= Verhoeff's stain =

Histological stain which colors elastin

Verhoeff's stain, also known as Verhoeff's elastic stain (VEG) or Verhoeff–Van Gieson stain (VVG), is a staining protocol used in histology, developed by American ophthalmic surgeon and pathologist Frederick Herman Verhoeff (1874–1968) in 1908. The formulation is used to demonstrate normal or pathologic elastic fibers.

Verhoeff's stain forms a variety of cationic, anionic and non-ionic bonds with elastin, the main constituent of elastic fiber tissue. Elastin has a strong affinity for the iron-hematoxylin complex formed by the reagents in the stain and will hence retain dye longer than other tissue elements. This allows elastin to remain stained while the remaining tissue elements are decolorized. Sodium thiosulfate is used to remove excess iodine and a counterstain (most often Van Gieson's stain) is used to contrast the principal stain.

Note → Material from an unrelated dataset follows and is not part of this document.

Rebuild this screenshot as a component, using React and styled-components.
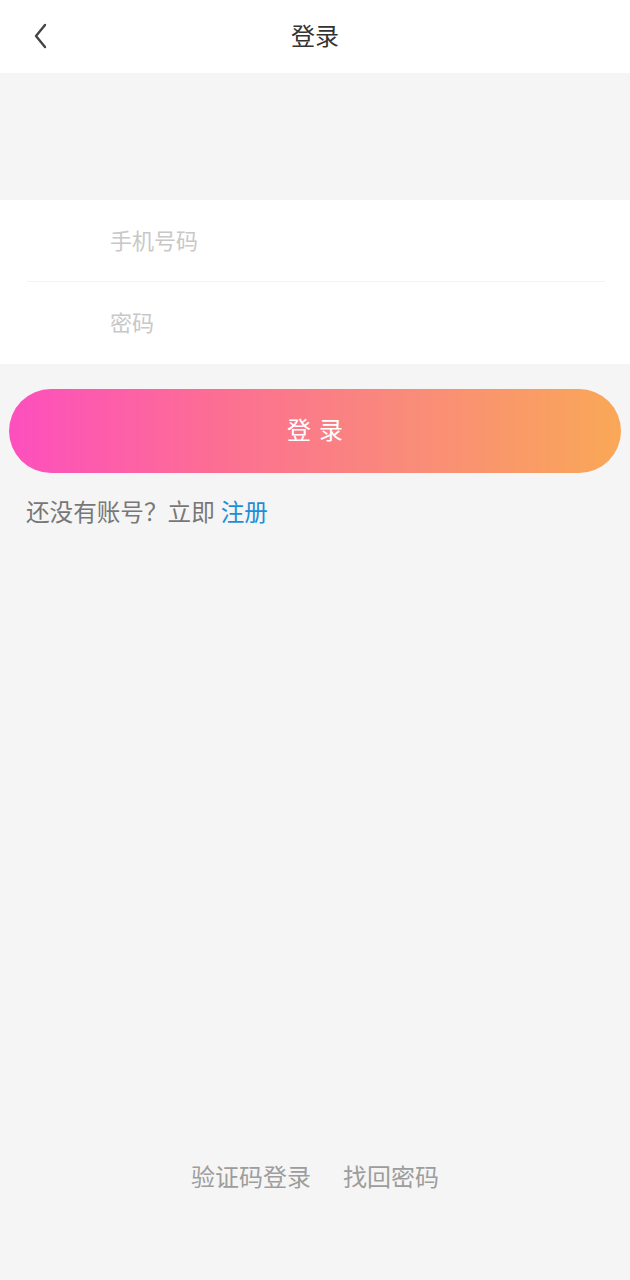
import React from "react";
import styled, { createGlobalStyle } from "styled-components";

const GlobalStyle = createGlobalStyle`
	html, body {
		margin: 0;
		padding: 0;
		background: #f5f5f5;
		font-family: "Noto Sans CJK SC", "Noto Sans", sans-serif;
	}
	* {
		box-sizing: border-box;
	}
`;

const Page = styled.div`
	width: 630px;
	height: 1280px;
	display: flex;
	flex-direction: column;
	background: #f5f5f5;
`;

const Header = styled.div`
	height: 73px;
	background: #ffffff;
	display: grid;
	grid-template-columns: 80px 1fr 80px;
	align-items: center;
`;

const BackButton = styled.div`
	display: flex;
	align-items: center;
	padding-left: 30px;
	padding-bottom: 2px;
	height: 100%;
`;

const Title = styled.h1`
	margin: 0 0 4px 0;
	text-align: center;
	font-size: 24px;
	font-weight: 400;
	color: #333;
`;

const Form = styled.div`
	margin-top: 127px;
	background: #ffffff;
	padding: 0 25px 0 27px;
`;

const Field = styled.div`
	height: 82px;
	display: flex;
	align-items: center;
	padding-left: 83px;
	padding-bottom: 4px;
	border-bottom: ${(p) => (p.last ? "none" : "1px solid #f2f2f2")};
`;

const Input = styled.input`
	border: none;
	outline: none;
	background: transparent;
	width: 100%;
	font-family: inherit;
	font-size: 22px;
	color: #333;
	padding: 0;
	&::placeholder {
		color: #c8c8c8;
	}
`;

const SubmitButton = styled.button`
	margin: 25px 9px 0 9px;
	height: 84px;
	padding: 0 0 5px 0;
	border: none;
	border-radius: 42px;
	background: linear-gradient(to right, #fd4fbe, #fc6f92 35%, #f98b7a 65%, #f9a857);
	color: #ffffff;
	font-family: inherit;
	font-size: 24px;
	letter-spacing: 8px;
	text-indent: 8px;
	cursor: pointer;
`;

const RegisterLine = styled.p`
	margin: 23px 0 0 26px;
	font-size: 23.6px;
	color: #777;
	line-height: 30px;
`;

const Link = styled.a`
	color: #1e8fd6;
	text-decoration: none;
	margin-left: 6px;
`;

const Spacer = styled.div`
	flex: 1;
`;

const BottomLinks = styled.div`
	display: flex;
	justify-content: center;
	gap: 32px;
	padding-bottom: 87px;
`;

const BottomLink = styled.span`
	font-size: 24px;
	color: #9d9d9d;
	line-height: 34px;
`;

export default function App() {
	return (
		<>
			<GlobalStyle />
			<Page>
				<Header>
					<BackButton>
						<svg width="20" height="28" viewBox="0 0 20 28" fill="none">
							<path
								d="M15 3 L6 14 L15 25"
								stroke="#444"
								strokeWidth="2.4"
								strokeLinecap="round"
								strokeLinejoin="round"
							/>
						</svg>
					</BackButton>
					<Title>登录</Title>
					<div />
				</Header>
				<Form>
					<Field>
						<Input placeholder="手机号码" />
					</Field>
					<Field last>
						<Input type="password" placeholder="密码" />
					</Field>
				</Form>
				<SubmitButton>登录</SubmitButton>
				<RegisterLine>
					还没有账号？立即<Link>注册</Link>
				</RegisterLine>
				<Spacer />
				<BottomLinks>
					<BottomLink>验证码登录</BottomLink>
					<BottomLink>找回密码</BottomLink>
				</BottomLinks>
			</Page>
		</>
	);
}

Elastic fibers and cell nuclei are stained black, collagen fibers are stained red, and other tissue elements including cytoplasm are stained yellow.

==Reagents==
Verhoeff's stain is a combination of the following reagents:
- Haematoxylin
- Iron(III) chloride
- Lugol's iodine
- Van Gieson's stain
- Acid fuchsin
- Picric acid
- Sodium thiosulfate

==Variants==
A common variant is the Masson trichrome and Verhoeff stain, which combines the Masson's trichrome stain and Verhoeff stain. It is sometimes just referred to as a Masson trichrome. This combination is useful for the examination of blood vessels; the Verhoeff stain highlights elastin (black) and allows one to easily differentiate small arteries (which typically have two elastic laminae) and veins (which have one elastic lamina).